NAB CEO Curtis LeGeyt says the industry is “on the doorstep” of passing the AM Radio for Every Vehicle Act, describing a legislative environment where two of radio’s biggest priorities on Capitol Hill are expected to cross the finish line by December 31.
Speaking with RAB President and CEO Mike Hulvey on the Radio on Main Street podcast, recorded last month on the 2026 NAB Show floor and released on Wednesday, LeGeyt was direct: “I am very optimistic that we are going to get some modernization of these local radio ownership rules as well as passage of the AM for Every Vehicle Act this year.”
As for precisely when, LeGeyt was careful. “The exact timing on that’s a little above my pay grade because unfortunately I don’t have a vote in the Congress and I certainly don’t have one at the FCC,” he said, “but I can tell you just based on the level of engagement and want to break through this on behalf of our champions in Washington, DC, including the chairman of the FCC on this issue of ownership, very, very confident on where we are.”
What the dashboard fight is really about, LeGeyt stated, is not nostalgia for AM but control of the in-car experience. “In the dashboard, in the car, I think there’s an increasing understanding that the automakers and the tech companies have every incentive to monetize what’s happening in the automobile. And AM and FM radio sit outside of that ecosystem. Policymakers see that. They know it.”

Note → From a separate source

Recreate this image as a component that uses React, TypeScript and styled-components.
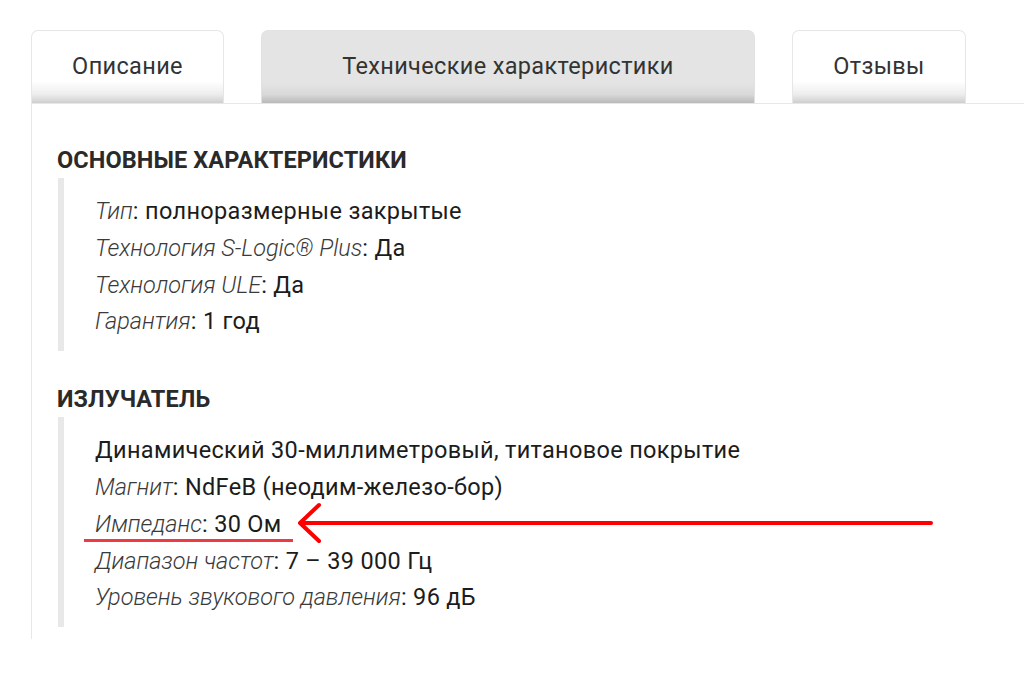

“I always say that across our litany of advocacy issues that the NAB and our Broadcasters advocate, our adversaries are some of the most moneyed interests in Washington, D.C., whether you’re talking about the large wireless companies or big tech or the entertainment industry,” LeGeyt added. “And our competitive advantage will never be able to outspend those entities. But our competitive advantage is that policymakers live and breathe our story when they go home.”
Looking past the current legislative cycle, LeGeyt identified AI content scraping and voice protection for local personalities as the industry’s next frontier, regardless of how Washington’s political composition shifts after November. He also pointed to AI’s growing role in advertiser marketing decisions as both a risk and an opening.
“The threats are coming from all directions,” LeGeyt commented in closing. “And the best way for us to push back on those threats is to tell our story effectively, remind our advertising partners, our vendors in Washington, policymakers of what we uniquely do that no one else in media is doing. And we won’t be successful telling that story if we’re not telling it together.”